Directed by Gregory Connors
Distributed by Left Films
Arcane, demonic terror makes its way from the furthest reaches of Outer Space in Aussie Gregory Connors’ sci-fi/action/horror hybrid Alien Undead, also known under its original title The Dark Lurking. This super-ambitious low budgeter sees a number of survivors forced to fight their way through 13 levels of a top-secret underground research station when all Hell, quite literally, breaks loose as a result of the scientists’ study. Escorted by a squad of heavily armed marines, the survivors are dragged through one Aliens-inspired action-horror setpiece to another and forced to face off against not only the myriad grotesque creatures now prowling the station, but also each other.
The ambition of Alien Undead really can’t be understated. Starting off with a bang, it rarely lets up – resembling a first-person-shooter video game in its lust for constant thrills, swarms of enemies and barrages of gunfire. Set and costume design are, for the most part, excellent, adding an insurmountable layer of production value as strobe lights, spiraling alarm systems and wailing klaxons dominate every corridor. The sense of claustrophobia and panic is most definitely there, and director Connors repeatedly displays a definite cinematic eye with some wonderfully framed shots and slick cinematography. The stand-out feature here, though, is the monster effects. Almost entirely practical, the creature designs are good old man-in-a-suit awesomeness, throwing buckets of blood and slime and walls of teeth and claws at the audience with gleeful abandon. Hell, a Lovecraftian tentacle attack even manages to work its way in there, too.
Unfortunately, that’s largely where the positives end. While principal players Tonia Renee and Bret Kennedy are particularly noteworthy in their roles, it’s only because every single other member of the cast ranges from barely passable to completely awful. Within ten minutes of the runtime you’ll be begging for them to die, and by the time the expository second act kicks in and the background of just what is actually happening in this station begins to unfold, you’ll be cursing out loud and questioning just why every single actor delivers their lines with a degree of stiltedness that makes it sound exactly like they’re sat in a sound booth, recording a dubbing track for some 80s Italian schlock. The dialogue, both as written and as spoken, is consistently unnatural, aggravating and absolutely terminal to the enjoyment of the film. The slower nature of the second act, too, is poorly handled in its effect on the audience – after the slam-bang opening and adrenaline-fueled fight for survival that follows it, the expository break brings everything to a crashing halt. Like driving into a brick wall at a hundred miles an hour, it’s an unpleasant shock to the system, and being populated with the aforementioned performances means Alien Undead quite quickly begins to lose its grip on the audience. By the time the monsters are swarming again and the lead starts flying for the remaining testosterone-filled final act, it’ll be too little, too late for most.

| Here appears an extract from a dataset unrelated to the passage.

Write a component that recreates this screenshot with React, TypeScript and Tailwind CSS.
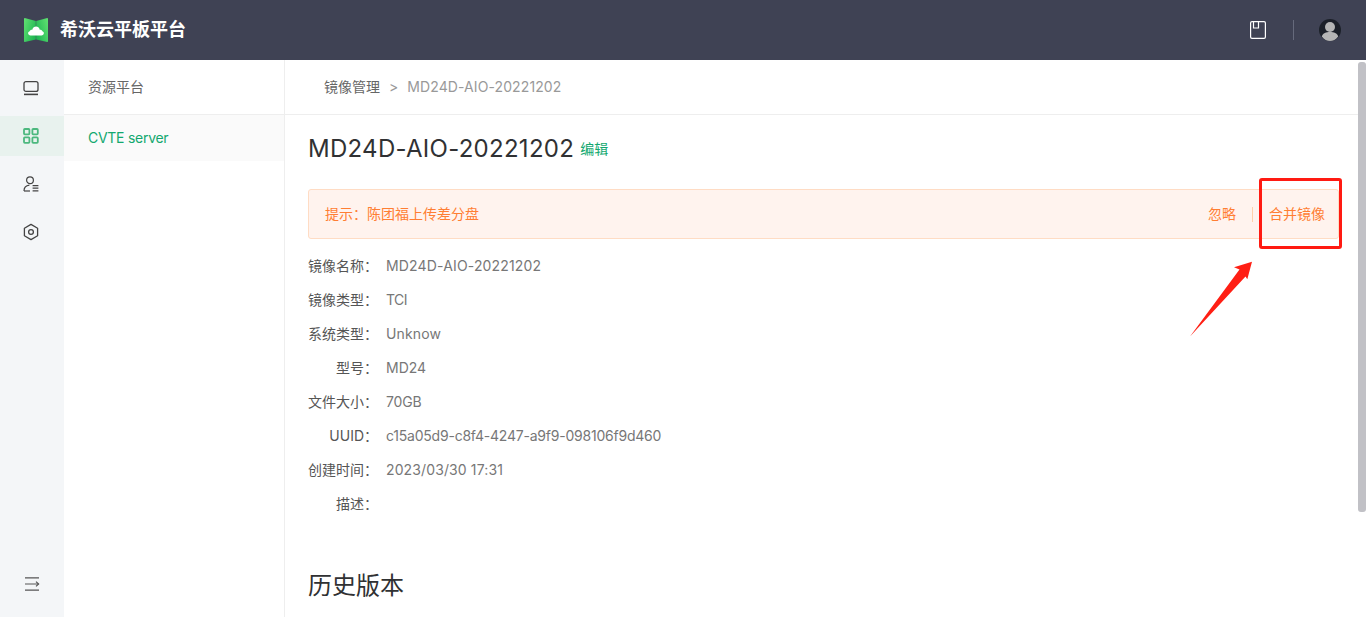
import type { ReactNode } from "react";

const fontStack = '"Inter", "Noto Sans CJK SC", sans-serif';

const details: { label: string; value: string; tracking?: string }[] = [
  { label: "镜像名称", value: "MD24D-AIO-20221202", tracking: "tracking-[0.16px]" },
  { label: "镜像类型", value: "TCI", tracking: "tracking-[-0.6px]" },
  { label: "系统类型", value: "Unknow", tracking: "tracking-[0.15px]" },
  { label: "型号", value: "MD24" },
  { label: "文件大小", value: "70GB", tracking: "tracking-[-0.2px]" },
  { label: "UUID", value: "c15a05d9-c8f4-4247-a9f9-098106f9d460", tracking: "tracking-[-0.22px]" },
  { label: "创建时间", value: "2023/03/30 17:31", tracking: "tracking-[0.12px]" },
  { label: "描述", value: "" },
];

function Logo() {
  return (
    <svg width="24" height="24" viewBox="0 0 24 24">
      <defs>
        <linearGradient id="logoLeft" x1="0" y1="0" x2="1" y2="0.6">
          <stop offset="0" stopColor="#62e272" />
          <stop offset="1" stopColor="#22b854" />
        </linearGradient>
        <linearGradient id="logoRight" x1="1" y1="0" x2="0" y2="0.6">
          <stop offset="0" stopColor="#62e272" />
          <stop offset="1" stopColor="#22b854" />
        </linearGradient>
      </defs>
      <path d="M0.8 0 L11.8 3 V21.4 L0.8 24 C0.3 24 0 23.7 0 23.2 V0.8 C0 0.3 0.3 0 0.8 0 Z" fill="url(#logoLeft)" />
      <path d="M23.2 0 L12.2 3 V21.4 L23.2 24 C23.7 24 24 23.7 24 23.2 V0.8 C24 0.3 23.7 0 23.2 0 Z" fill="url(#logoRight)" />
      <path d="M6.5 17.4 C3.8 17.4 3.2 14 5.6 13.3 C6 11.9 7.4 11.4 8.3 11.8 C9.2 7.6 14.8 7.4 15.8 11.8 C16.8 11.5 18.2 12.2 18.4 13.3 C20.8 14 20.2 17.4 17.5 17.4 Z" fill="#ffffff" />
    </svg>
  );
}

function RailItem({ active, children }: { active?: boolean; children: ReactNode }) {
  return (
    <div className={`flex h-10 w-16 items-center justify-center pr-[2px] ${active ? "bg-[#e8f2ee]" : ""}`}>
      {children}
    </div>
  );
}

function Rail() {
  return (
    <aside className="flex w-16 shrink-0 flex-col bg-[#f4f6f8] pt-2">
      <div className="flex flex-col gap-2">
        <RailItem>
          <svg width="18" height="18" viewBox="0 0 18 18" fill="none" stroke="#444" strokeWidth="1.3">
            <rect x="2" y="2.6" width="14" height="9.8" rx="2" />
            <path d="M2 15.4 H16" strokeWidth="1.6" />
          </svg>
        </RailItem>
        <RailItem active>
          <svg width="18" height="18" viewBox="0 0 18 18" fill="none" stroke="#4cb87e" strokeWidth="1.8">
            <rect x="2" y="2" width="5.4" height="5.4" rx="0.8" />
            <rect x="10.4" y="2" width="5.4" height="5.4" rx="0.8" />
            <rect x="2" y="10.4" width="5.4" height="5.4" rx="0.8" />
            <rect x="10.4" y="10.4" width="5.4" height="5.4" rx="0.8" />
          </svg>
        </RailItem>
        <RailItem>
          <svg width="18" height="18" viewBox="0 0 18 18" fill="none" stroke="#444" strokeWidth="1.2">
            <circle cx="8" cy="5.2" r="3.4" />
            <path d="M2 16 C2 12.6 4 10.6 7.4 10.2" />
            <path d="M2 16 H8" />
            <path d="M10.6 10.6 H16.4 M10.6 13.2 H16.4 M10.6 15.8 H16.4" />
          </svg>
        </RailItem>
        <RailItem>
          <svg width="18" height="18" viewBox="0 0 18 18" fill="none" stroke="#444" strokeWidth="1.3">
            <path d="M9 1.4 L15.6 5.2 V12.8 L9 16.6 L2.4 12.8 V5.2 Z" strokeLinejoin="round" />
            <circle cx="9" cy="9" r="2.4" />
          </svg>
        </RailItem>
      </div>
      <div className="mt-auto flex h-[50px] items-start justify-center pt-[9px]">
        <svg width="16" height="16" viewBox="0 0 16 16" fill="none" stroke="#555" strokeWidth="1.2">
          <path d="M1 1.8 H15 M1 14.2 H15 M1 8 H14.6" />
          <path d="M12 5.6 L14.6 8 L12 10.4" />
        </svg>
      </div>
    </aside>
  );
}

function SubNav() {
  return (
    <nav className="w-[221px] shrink-0 border-r border-[#eeeeee] bg-white text-sm">
      <div className="flex h-[55px] items-center border-b border-[#eeeeee] pl-6 text-[#666666]">资源平台</div>
      <div className="flex h-[46px] items-center bg-[#fafafa] pl-6 tracking-[-0.27px] text-[#12a86f]">CVTE server</div>
    </nav>
  );
}

function Annotation() {
  return (
    <>
      <div className="absolute left-[1259px] top-[178px] h-[71px] w-[83px] rounded-[3px] border-[3px] border-[#ff1a12]" />
      <svg className="absolute left-[1185px] top-[258px]" width="70" height="82" viewBox="0 0 70 82">
        <path d="M5 78.5 L54.5 11.5 L49 9.3 L67 3.7 L62.3 21.3 L60.5 18.5 Z" fill="#ff1f14" />
      </svg>
    </>
  );
}

export default function App() {
  return (
    <div className="relative flex h-[617px] w-[1366px] flex-col overflow-hidden bg-white" style={{ fontFamily: fontStack }}>
      <header className="flex h-[60px] shrink-0 items-center bg-[#3f4254] pl-6 pr-[25px]">
        <Logo />
        <span className="ml-3 text-lg font-bold text-white">希沃云平板平台</span>
        <div className="ml-auto flex items-center">
          <svg width="18" height="20" viewBox="0 0 18 20" fill="none" stroke="#ffffff" strokeWidth="1.2">
            <rect x="1.6" y="1.6" width="14.8" height="16.8" rx="1.4" />
            <path d="M4.5 1.6 V8 H9.5 V1.6" />
          </svg>
          <div className="ml-[26px] mr-[25px] h-5 w-px bg-[#666a7c]" />
          <svg width="22" height="22" viewBox="0 0 22 22">
            <circle cx="11" cy="11" r="11" fill="#1c2029" />
            <circle cx="11" cy="8" r="5" fill="#b5b5b5" />
            <path d="M2.8 17.4 C4 14 7 13 11 13 C15 13 18 14 19.2 17.4 C17 20.4 14 22 11 22 C8 22 5 20.4 2.8 17.4 Z" fill="#b5b5b5" />
          </svg>
        </div>
      </header>

      <div className="flex min-h-0 flex-1">
        <Rail />
        <SubNav />
        <main className="min-w-0 flex-1 text-sm">
          <div className="flex h-[55px] items-center border-b border-[#eeeeee] pl-[39px]">
            <span className="text-[#666666]">镜像管理</span>
            <span className="mx-[9px] text-[#999999]">&gt;</span>
            <span className="tracking-[0.1px] text-[#999999]">MD24D-AIO-20221202</span>
          </div>

          <div className="pl-[23px] pr-[19px]">
            <div className="mt-[16px] flex h-[36px] items-center">
              <h1 className="text-2xl tracking-[0.28px] text-[#303133]">MD24D-AIO-20221202</h1>
              <span className="ml-[6px] text-sm text-[#12a86f]">编辑</span>
            </div>

            <div className="mt-[22px] flex h-[50px] items-center rounded-[3px] border border-[#ffdcc4] bg-[#fff3ee] pl-4 pr-[13px] text-sm text-[#ff7e33]">
              <span>提示：陈团福上传差分盘</span>
              <span className="ml-auto">忽略</span>
              <span className="mx-4 h-[15px] w-px bg-[#ffcfa8]" />
              <span>合并镜像</span>
            </div>

            <dl className="mt-[10px]">
              {details.map((row) => (
                <div key={row.label} className="flex h-[34px] items-center">
                  <dt className="w-[70px] shrink-0 whitespace-nowrap text-right text-[#555555]">{row.label}：</dt>
                  <dd className={`ml-2 text-[#777777] ${row.tracking ?? ""}`}>{row.value}</dd>
                </div>
              ))}
            </dl>

            <h2 className="mt-[49px] text-2xl text-[#303133]">历史版本</h2>
          </div>
        </main>
        <div className="w-2 shrink-0 bg-white pt-[2px]">
          <div className="h-[450px] rounded-[3px] bg-[#c1c1c6]" />
        </div>
      </div>

      <Annotation />
    </div>
  );
}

Alien Undead has an interesting, well developed and actually damn cool storyline – not to mention a neat twist ending and appreciable mean streak – but the bad slightly outweighs the good. Those looking for an undemanding monster fix will get what they need with the multitude of fanged beasties on parade but even then will still likely be hard pushed to get beyond the insipid dialogue and dreadful performances. Connors proudly wears his influences on his sleeve and is clearly a man who likes his movies fast, mean, violent and loud; he’s one to look out for, and Alien Undead is a respectable attempt with plenty of love for the genre — but it’s a clear miss nonetheless.
Left Films have given Alien Undead quite a respectable treatment on this DVD release, with a splendid audio-visual presentation that offers up no major issues whatsoever and a neat little selection of special features. First up we have a 25-minute “making of” that features tons of behind-the-scenes footage and info ranging from the effects, stunt work and weapons in use in the film, through to the intricacies of set design and the inevitable sacrifices made when working on a low budget film of such ambitious scope. Backing that up is a short but sweet selection of some pretty nifty concept art that looks like it could have been lifted straight from the pages of an older Dark Horse comic book. Director Gregory Connors’ short film Netherworld pops up next, packing plenty of action in its brief runtime – featuring the angel Gabriel engaged in a demonic cage match before moving on to some rather more goofy John Woo-inspired gunplay. It feels like a potential sales pitch for a TV show or feature film, but just like Alien Undead it features some stellar practical creature effects and is just about silly enough to work. Alien Undead’s trailer rounds out the package.